Note the context recall (0.596) is identical to ColPali’s: all three pipelines retrieve the same pages, so the retrieval-side metrics should match, and recall does. (Context precision wobbles a little — 0.525 for ColPali, 0.563 for Vision RAG — but with identical retrieved pages that gap is just noise from the LLM judge, not a real difference; it is an early hint that these context metrics are shakier than they look, which Part 3 takes up in full.) So the jump in correctness, from ColPali’s 0.528 to Vision RAG’s 0.823, is purely a generation effect. Nothing about retrieval changed.
Why such a jump? Because the text layer never had the answer in the first place. Here is page 11 of the deck — two charts dense with numbers:

And here is what extraction recovers from it:
## Margin recovery set to continue<!-- image -->## NIM recovery restarted in 3Q25 and continued in 4Q25- Margin recovery underpinned by positive trajectory in TL spread...

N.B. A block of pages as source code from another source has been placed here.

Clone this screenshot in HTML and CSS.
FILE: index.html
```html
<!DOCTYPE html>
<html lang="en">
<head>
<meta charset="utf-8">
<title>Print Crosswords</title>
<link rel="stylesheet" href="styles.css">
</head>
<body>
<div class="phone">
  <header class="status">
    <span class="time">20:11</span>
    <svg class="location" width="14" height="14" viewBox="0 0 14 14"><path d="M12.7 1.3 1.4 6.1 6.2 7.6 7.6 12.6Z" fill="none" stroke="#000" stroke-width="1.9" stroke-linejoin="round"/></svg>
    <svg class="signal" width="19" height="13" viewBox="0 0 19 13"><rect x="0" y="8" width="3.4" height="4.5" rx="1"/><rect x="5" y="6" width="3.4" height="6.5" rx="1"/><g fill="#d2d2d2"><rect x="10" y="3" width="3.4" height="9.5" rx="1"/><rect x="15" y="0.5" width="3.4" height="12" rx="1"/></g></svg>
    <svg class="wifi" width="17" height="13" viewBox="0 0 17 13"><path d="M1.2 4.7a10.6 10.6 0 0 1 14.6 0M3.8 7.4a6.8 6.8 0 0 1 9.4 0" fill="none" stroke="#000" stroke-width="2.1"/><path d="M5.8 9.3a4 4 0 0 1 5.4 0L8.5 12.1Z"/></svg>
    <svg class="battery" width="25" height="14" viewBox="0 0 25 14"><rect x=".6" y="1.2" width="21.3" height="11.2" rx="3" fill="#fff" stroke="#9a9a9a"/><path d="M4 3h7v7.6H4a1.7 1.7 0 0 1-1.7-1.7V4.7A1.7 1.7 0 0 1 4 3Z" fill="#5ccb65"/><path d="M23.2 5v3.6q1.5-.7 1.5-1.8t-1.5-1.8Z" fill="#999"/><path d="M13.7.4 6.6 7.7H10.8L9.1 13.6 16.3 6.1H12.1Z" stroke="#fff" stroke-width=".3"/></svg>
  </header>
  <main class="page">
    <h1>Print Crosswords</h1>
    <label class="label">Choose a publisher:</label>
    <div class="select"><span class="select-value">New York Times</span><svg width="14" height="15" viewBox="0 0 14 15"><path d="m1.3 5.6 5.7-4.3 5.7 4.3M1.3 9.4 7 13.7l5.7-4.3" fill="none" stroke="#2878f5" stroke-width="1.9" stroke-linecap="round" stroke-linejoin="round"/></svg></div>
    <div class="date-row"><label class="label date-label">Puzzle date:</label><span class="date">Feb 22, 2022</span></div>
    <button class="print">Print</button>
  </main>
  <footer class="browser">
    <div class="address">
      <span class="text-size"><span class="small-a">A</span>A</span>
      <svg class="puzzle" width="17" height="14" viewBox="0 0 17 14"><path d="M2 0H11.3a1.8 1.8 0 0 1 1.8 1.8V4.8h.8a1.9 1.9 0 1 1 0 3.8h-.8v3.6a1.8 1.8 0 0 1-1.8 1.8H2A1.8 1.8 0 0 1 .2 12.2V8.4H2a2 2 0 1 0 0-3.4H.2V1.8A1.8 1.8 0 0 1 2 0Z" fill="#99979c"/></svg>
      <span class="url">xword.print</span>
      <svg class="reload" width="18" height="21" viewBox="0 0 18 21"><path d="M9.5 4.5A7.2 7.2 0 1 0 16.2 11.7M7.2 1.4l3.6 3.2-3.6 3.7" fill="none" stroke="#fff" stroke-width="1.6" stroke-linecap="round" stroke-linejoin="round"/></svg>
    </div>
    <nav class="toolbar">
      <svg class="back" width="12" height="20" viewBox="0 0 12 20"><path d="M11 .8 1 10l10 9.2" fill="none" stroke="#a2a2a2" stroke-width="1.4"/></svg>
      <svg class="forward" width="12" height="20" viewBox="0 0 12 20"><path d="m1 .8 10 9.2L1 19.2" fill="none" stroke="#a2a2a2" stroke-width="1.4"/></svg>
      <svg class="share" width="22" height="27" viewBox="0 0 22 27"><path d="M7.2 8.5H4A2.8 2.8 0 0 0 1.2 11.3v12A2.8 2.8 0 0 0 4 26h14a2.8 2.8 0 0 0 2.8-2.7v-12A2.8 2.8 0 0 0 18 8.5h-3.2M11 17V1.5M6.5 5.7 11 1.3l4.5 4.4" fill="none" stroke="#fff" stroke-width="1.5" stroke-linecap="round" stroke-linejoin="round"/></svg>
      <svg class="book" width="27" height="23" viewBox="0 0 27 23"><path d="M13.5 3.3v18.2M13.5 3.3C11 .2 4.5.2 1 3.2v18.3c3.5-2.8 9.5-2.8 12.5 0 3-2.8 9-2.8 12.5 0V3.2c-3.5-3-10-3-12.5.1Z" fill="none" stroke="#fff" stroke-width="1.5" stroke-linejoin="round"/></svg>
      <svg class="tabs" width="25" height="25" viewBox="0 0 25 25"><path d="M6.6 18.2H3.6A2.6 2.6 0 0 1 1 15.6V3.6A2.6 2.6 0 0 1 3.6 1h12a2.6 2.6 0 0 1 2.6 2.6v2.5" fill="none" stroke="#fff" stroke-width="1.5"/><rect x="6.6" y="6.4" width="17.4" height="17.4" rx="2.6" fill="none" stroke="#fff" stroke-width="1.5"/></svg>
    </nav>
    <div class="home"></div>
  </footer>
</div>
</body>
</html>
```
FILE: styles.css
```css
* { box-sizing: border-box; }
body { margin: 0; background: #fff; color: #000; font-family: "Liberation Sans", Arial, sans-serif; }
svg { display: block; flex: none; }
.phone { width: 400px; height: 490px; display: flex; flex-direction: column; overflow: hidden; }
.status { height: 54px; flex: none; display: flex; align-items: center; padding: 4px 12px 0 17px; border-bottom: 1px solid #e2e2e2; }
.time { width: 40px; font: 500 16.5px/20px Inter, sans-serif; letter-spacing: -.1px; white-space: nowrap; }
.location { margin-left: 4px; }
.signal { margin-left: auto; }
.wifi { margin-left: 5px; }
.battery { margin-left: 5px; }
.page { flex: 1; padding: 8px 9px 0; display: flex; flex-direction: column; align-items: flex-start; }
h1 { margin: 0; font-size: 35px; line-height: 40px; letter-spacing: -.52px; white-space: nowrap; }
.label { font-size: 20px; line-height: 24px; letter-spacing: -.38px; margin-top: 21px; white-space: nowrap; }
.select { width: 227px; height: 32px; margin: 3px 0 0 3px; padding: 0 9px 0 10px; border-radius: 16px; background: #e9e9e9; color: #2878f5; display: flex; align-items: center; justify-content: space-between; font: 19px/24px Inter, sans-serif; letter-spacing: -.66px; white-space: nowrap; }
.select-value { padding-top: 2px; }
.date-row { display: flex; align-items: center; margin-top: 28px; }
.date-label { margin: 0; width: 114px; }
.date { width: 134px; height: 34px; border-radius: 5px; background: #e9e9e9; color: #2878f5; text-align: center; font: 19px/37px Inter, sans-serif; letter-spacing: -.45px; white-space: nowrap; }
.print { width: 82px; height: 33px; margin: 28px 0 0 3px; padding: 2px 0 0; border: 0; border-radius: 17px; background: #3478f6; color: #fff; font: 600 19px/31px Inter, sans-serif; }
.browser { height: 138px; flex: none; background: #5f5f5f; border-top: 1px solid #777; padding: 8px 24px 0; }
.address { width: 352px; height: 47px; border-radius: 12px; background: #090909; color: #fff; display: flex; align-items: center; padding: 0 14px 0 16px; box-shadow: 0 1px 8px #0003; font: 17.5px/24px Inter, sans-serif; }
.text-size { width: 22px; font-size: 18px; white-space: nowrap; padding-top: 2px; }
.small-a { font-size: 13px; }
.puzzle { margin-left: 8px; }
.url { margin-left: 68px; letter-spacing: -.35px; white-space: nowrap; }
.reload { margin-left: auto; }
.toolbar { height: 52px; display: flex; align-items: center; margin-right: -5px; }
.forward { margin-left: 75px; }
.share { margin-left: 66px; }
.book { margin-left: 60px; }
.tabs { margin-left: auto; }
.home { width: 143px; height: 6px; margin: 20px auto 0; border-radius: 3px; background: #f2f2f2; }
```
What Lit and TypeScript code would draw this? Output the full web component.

The text bullets survive. Both charts — the NIM waterfall (250, +194, … 310) and the quarterly swap-cost and CPI-linker bars (15,872, −4,998, … −13,608) — collapse into bare <!-- image --> placeholders. Every number in them is gone. So when a question asks for 4Q25 NIM, a text pipeline has the surrounding sentences but not the value; the vision model reads 310 straight off the bar. That is the whole finding in miniature, and Part 3 quantifies it by question type.
One more thing to carry forward, and it is the opposite of what Graph RAG showed. Vision RAG has the highest correctness but a low faithfulness (0.538), among the lowest in the study. Graph RAG was faithful by saying almost nothing; Vision RAG looks unfaithful while being right. Both can’t be straightforward facts about answer quality. Hold both thoughts.
Where this leaves us
Restructuring the text didn’t help (Graph RAG, 0.238): you can’t reorganize numbers the text layer never captured. Making retrieval visual found better pages but couldn’t fix the generation (ColPali, 0.528). Making generation visual broke the ceiling: Vision RAG reads the chart itself and reaches 0.823, well past the best text method’s 0.544.
But two of the numbers above don’t behave the way a single “quality” score should: Graph RAG is the most faithful pipeline and one of the worst, while the most correct pipeline is one of the least faithful. In Part 3, I put all six methods side by side, break the results down by question type (text, table, and chart — where the vision gap is widest), and show why those two faithfulness signals are pointing at the same thing: the standard metrics were not built for a pipeline that reads the page instead of the text.
References
[1] D. Edge et al., “From local to global: A graph RAG approach to query-focused summarization,” arXiv:2404.16130, 2024.
[2] M. Faysse et al., “ColPali: Efficient document retrieval with vision language models,” arXiv:2407.01449, 2024.
[3] O. Khattab and M. Zaharia, “ColBERT: Efficient and effective passage search via contextualized late interaction over BERT,” in Proc. 43rd Int. ACM SIGIR Conf., 2020. arXiv:2004.12832.
[4] P. Wang et al., “Qwen2-VL: Enhancing vision-language model’s perception of the world at any resolution,” arXiv:2409.12191, 2024.